容疑者のひとり〜探偵・地井玲香の推理

カイ.智水

容疑者のひとり〜探偵・地井玲香の推理

プロローグ

罪の代償

 長野県と山梨県にまたがってそびえる八ヶ岳の山々の中で、男性の刺殺体が発見された。


 およそ山登りにふさわしくない上下黒色のスーツを着て、ピカピカの黒い革靴を履いている。

 スーツは高級ブランドであるブリオーニのテーラーメイドで、五十万円は下らない代物だ。革靴はフェラガモでこちらも十万円以上は軽くするだろう。

 中でも金色のネクタイがひときわ目を惹いた。

 高価な衣装を身にまとっている割に、ブランドは統一されていない。しかもネクタイが悪趣味な金色である。被害者はいささか成金趣味の気があるようだ。



 遺体を確認すると、刺し傷は右首筋と右脇腹にあり、そこから真っ赤だったはずの血液が白いシャツを染めておういろに乾いている。

 どこかで殺されてここまで運んでこられたのだろうか。

 ガイシャの靴底を確認するとこいちゃいろの土とうぐいすいろの苔が付着していた。

 どうやら場違いな格好でここまで登ってきたようである。

 なぜこんな姿で登らなければならなかったのだろうか。


 遺体の左手首には日焼け跡があるものの、そこに腕時計はなかった。

 念のためスーツのポケットをあらためたがすべて空っぽで、どうやら身分を証明するものをなにも所持していないようだ。


 髪は短めだがポマードで固められている。右の瞳にはコンタクトレンズが装着されていたが、左にはそれがない。犯人と争ったときに落としたのだろうか。

 しかしこの広い山中で紛失したコンタクトレンズを探し出すのは現実的ではない。

 また仮に発見できたとして、それがなんの意味を持つのだろうか。

 片方が外れているのであれば、一方を着け終わり、もう一方を着けようとしているときに襲われたか、争ったときに片方外れたかしか考えられない。
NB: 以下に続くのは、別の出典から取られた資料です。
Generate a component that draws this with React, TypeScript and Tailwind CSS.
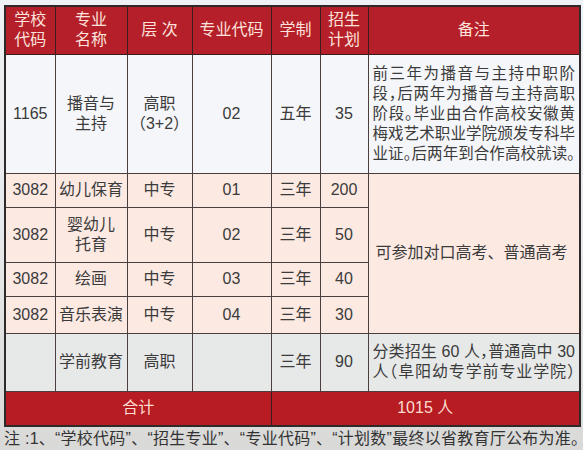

 そしてここまでコンタクトレンズをせずに登ってきたとは考えづらいので、やはり争って外れたと見るのが正しいはずだ。


 財布も携帯電話も所持していないことから、ものりの犯行を装っているように見える。

 だがいくらこの遺体が大金を所持していたとしても、見ず知らずの人物にわざわざここまでおびき出されるものだろうか。

 ここまで誘導されて登ってきたとして、山道から外れたこんな草木の生い茂った場所へブランドものの服を着て足を踏み入れるとは考えづらい。

 誰かに誘われたとしても、高価な衣装でここまで草木をかき分けて下りてくるものだろうか。



 この人物は誰かに弱みを握られていた、とは考えられないだろうか。

 それによって山道を外れてここまで下りてこざるをえなかった。

 たとえばたいせつなものを奪われて、ここに落とされていた。

 ブランド品を身に着けているということは、金にさといかもしれないので、奪われた財布がここに落ちていたとする。

 いや、それではここまで下りてくる必然性がない。財布がここに落ちていた確証がなければ下りてくるはずがないのだ。


 であれば、携帯電話がここに落ちていた。

 そして他の携帯電話が呼び出して、着信音を頼りにここまで下りてきたのではないか。

 そう考えれば、遺体が携帯電話を持っていなかった理由にも合致するだろう。

 最後に呼び出した携帯電話の番号が履歴に残っていれば、それが最重要人物だとあかすようなものだからだ。



 これはものりの犯行ではない。そう見せかけた顔見知りによる仕業だろう。

 身分を証明するものをすべて奪っていったのは、被害者の近辺を探られると困るからではないか。そう考えると、このげんじょうに納得がいった。



 だが、犯人は大事なことを忘れていたようだ。

 テーラーメイドのスーツには、たいてい持ち主の名前が刺繍されている。スーツのジャケットを翻してみると案の定、金糸で刺繍が施してあった。

 「T.Godai」

 これがこの遺体の名前と見てよかろう。


 他に遺体からわかることがあるだろうか。

 革靴を履いていたということは、自動車でここまで連れてこられた可能性が高い。

 いちおう最寄りのJR小海線野辺山駅へ部下をやり、防犯カメラに「T.Godai」が写っていないか確認に向かわせる。スーツを着ているので駅を利用していればすぐにわかるはずだ。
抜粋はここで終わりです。